6. For convenience, you can create a new code cell with the class definition, data, instantiation and usage all in one code cell if you wish. But when complete, please be sure that you remove it, and that the MultipleLinearRegressor class definition above is complete.

The best tip for thinking about this challenge is to become intimately familiar with the expressions for computing the gradients, or partial derivatives, for w and b. Then, try first working out on paper how your implementation of these computations might work, given the vector of weights and features.

## 💡 Conclusion

First, I reviewed the existing code for MultipleLinearRegressor and noted that it required the implementation of fit, _d_cost_function_w, and _d_cost_function_b to perform the appropriate gradient descent algorithm to train the multiple linear regression model.
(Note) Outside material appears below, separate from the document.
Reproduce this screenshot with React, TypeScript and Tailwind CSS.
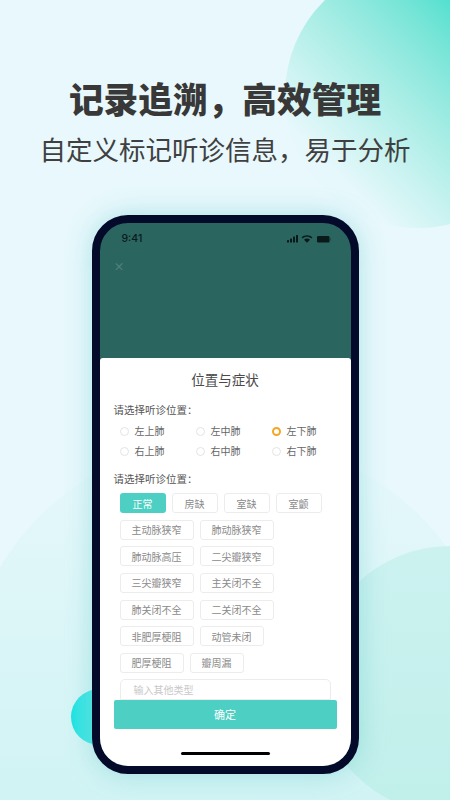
import React from 'react';

const radios = ['左上肺', '左中肺', '左下肺', '右上肺', '右中肺', '右下肺'];

const tagRows = [
  ['正常', '房缺', '室缺', '室颤'],
  ['主动脉狭窄', '肺动脉狭窄'],
  ['肺动脉高压', '二尖瓣狭窄'],
  ['三尖瓣狭窄', '主关闭不全'],
  ['肺关闭不全', '二关闭不全'],
  ['非肥厚梗阻', '动管未闭'],
  ['肥厚梗阻', '瓣周漏'],
];

const StatusIcons = () => (
  <svg width="44" height="10" viewBox="0 0 44 10" fill="#0a1a1a">
    {/* signal */}
    <rect x="0" y="6" width="2" height="2.500" rx="0.500" />
    <rect x="3" y="4.500" width="2" height="4" rx="0.500" />
    <rect x="6" y="2.500" width="2" height="6" rx="0.500" />
    <rect x="9" y="1" width="2" height="7.500" rx="0.500" />
    {/* wifi */}
    <path d="M20 1.200c-2.100 0-4 .8-5.400 2.100l1.100 1.200c1.100-1.100 2.700-1.700 4.300-1.700s3.200.6 4.300 1.700l1.100-1.200C24 2 22.100 1.200 20 1.200zM20 4.600c-1.200 0-2.200.4-3 1.200l3 3 3-3c-.8-.8-1.800-1.200-3-1.200z" />
    {/* battery */}
    <rect x="30" y="2" width="12.500" height="6.500" rx="1.200" />
    <rect x="43" y="4" width="1" height="2.500" rx="0.500" fill="#1c4a47" />
  </svg>
);

const Tag = ({ label, active }: { label: string; active?: boolean }) => (
  <div
    className={
      active
        ? 'h-5 min-w-[46px] px-[11px] flex items-center justify-center rounded-[3px] text-[10px] text-white bg-[#4dcfc3]'
        : 'h-5 min-w-[46px] px-[11px] flex items-center justify-center rounded-[3px] text-[10px] text-[#8a8a8a] bg-white border border-[#ececec]'
    }
  >
    {label}
  </div>
);

export default function App() {
  return (
    <div className="relative w-[450px] h-[800px] overflow-hidden bg-[#e8f8fc] font-['Noto_Sans_CJK_SC','Noto_Sans',sans-serif]">
      {/* background blobs */}
      <div className="absolute left-[285px] top-[-38px] w-[266px] h-[266px] rounded-full bg-gradient-to-bl from-[#52e0cf] from-[26%] to-[#e6f8fb] to-[80%]" />
      <div className="absolute left-[-38px] top-[437px] w-[536px] h-[536px] rounded-full bg-gradient-to-b from-[#e7f8fb] to-[#d0f3f4] to-[70%]" />
      <div className="absolute left-[316px] top-[546px] w-[268px] h-[268px] rounded-full bg-gradient-to-b from-[#ccf2f0] to-[#c0efea]" />
      <div className="absolute left-[71px] top-[689px] w-[56px] h-[56px] rounded-full bg-gradient-to-r from-[#1be3e3] to-[#7ceee8]" />

      <div className="relative flex flex-col items-center">
        <h1 className="mt-[74px] h-[48px] leading-[48px] text-[34.700px] font-black text-[#383838] whitespace-nowrap">
          记录追溯，高效管理
        </h1>
        <p className="mt-[3px] h-[48px] leading-[48px] text-[26.500px] text-[#404040] whitespace-nowrap">
          自定义标记听诊信息，易于分析
        </p>

        {/* phone */}
        <div className="mt-[42px] w-[267px] h-[559px] rounded-[36px] border-[8px] border-[#040a2a] bg-[#2a6560] overflow-hidden shadow-[0_0_26px_rgba(60,190,190,0.35)]">
          <div className="h-[135px] pl-[22px] pr-[20px] pt-[9px]">
            <div className="flex items-center justify-between h-[14px] text-[10.500px] text-[#0a1a1a] font-['Inter',sans-serif] font-medium">
              <span>9:41</span>
              <StatusIcons />
            </div>
            <div className="mt-[13px] -ml-[8px] text-[11px] font-bold leading-[14px] text-[#4f807b]">×</div>
          </div>

          <div className="flex flex-col h-[408px] bg-white rounded-t-[3px]">
            <div className="h-[41px] pt-[1px] flex items-center justify-center text-[13.500px] text-[#4a4a4a]">
              位置与症状
            </div>

            <div className="px-[14px] mt-[4px] h-[14px] leading-[14px] text-[10.500px] text-[#555]">请选择听诊位置：</div>
            <div className="mt-[7px] ml-[20px] grid grid-cols-[76px_76px_76px] gap-y-[6px]">
              {radios.map((r, i) => (
                <div key={r} className="flex items-center h-[14px] gap-[6px]">
                  {i === 2 ? (
                    <div className="w-[9px] h-[9px] rounded-full border-[2.500px] border-[#f5a623] bg-white" />
                  ) : (
                    <div className="w-[9px] h-[9px] rounded-full border border-[#e4e4e4] bg-white" />
                  )}
                  <span className="text-[10px] leading-[14px] text-[#666]">{r}</span>
                </div>
              ))}
            </div>

            <div className="px-[14px] mt-[14px] h-[14px] leading-[14px] text-[10.500px] text-[#555]">请选择听诊位置：</div>
            <div className="mt-[7px] ml-[20px] flex flex-col gap-y-[6.670px]">
              {tagRows.map((row, i) => (
                <div key={i} className="flex gap-x-[6px]">
                  {row.map((t) => (
                    <Tag key={t} label={t} active={t === '正常'} />
                  ))}
                </div>
              ))}
            </div>

            <div className="mt-[6px] ml-[20px] w-[211px] h-[21px] rounded-t-[5px] border border-[#ececec] flex items-center pl-[13px] text-[10px] text-[#c8c8c8]">
              输入其他类型
            </div>
            <div className="mx-[14px] h-[29px] rounded-[2px] bg-[#4dcfc3] flex items-center justify-center text-[11px] text-white">
              确定
            </div>
            <div className="mt-[23px] mx-auto w-[89px] h-[3px] rounded-full bg-black" />
          </div>
        </div>
      </div>
    </div>
  );
}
I then use similar formatting as the LinearRegressor section and the expressions for computing the partial derivatives win terms of w and b when using a vector of weights and features.I implemented the fit function and computed the delta_w and delta_b for each iteration using the alpha value provided and updated the self.w and self.b values accordingly. I converted the input x_train to a numpy array and computed the mean and standard deviation along the appropriate axis. After that, I then used the features by subtracting the mean and dividng it by the std. I initialized the weight vector as vector of zeros after. Inside the training loop, I made it calculate cost function with respect to the weight vector and bias terms using partial derivatives, and updated them by subtracting respective gradients that is scaled by the learning rate. I tried repeating this process multiple times until it satisfy what I am looking for. In the end, the MultipleLinearRegression can take on many multiple features, and calculate gradients for each of the weight and bias (and update them) in order to help better the relationship between different inputs (multiple) features and target variable.








# Part 2: Predicting California Housing Prices

_Attribution: Special thanks to Dr. Roi Yehoshua_

In this, the second, part of this notebook, you will construct a guided experiment to analyze the quality of a linear regression model for predicting real housing prices. We'll use a version of the [california housing data](https://www.dcc.fc.up.pt/~ltorgo/Regression/cal_housing.html) by Kelley and Barry. Take a moment now to [familiarize yourself with the version of this data set provded by sklearn](https://scikit-learn.org/stable/modules/generated/sklearn.datasets.fetch_california_housing.html), and you can take a look at [a version of this data on Kaggle](https://www.kaggle.com/datasets/camnugent/california-housing-prices). (Note that, the version on Kaggle has an extra column, ocean_proximity, which you should ignore.)

As you progress through this notebook, complete each code cell, run them, and complete the Knowledge Checks.

We'll begin by loading the data set.

## Step 1: Loading the Data Set

For convenience, we shall rely on the "california housing set" provided by scikit-learn. We'll first import a few typical libraries, and fetch the data set.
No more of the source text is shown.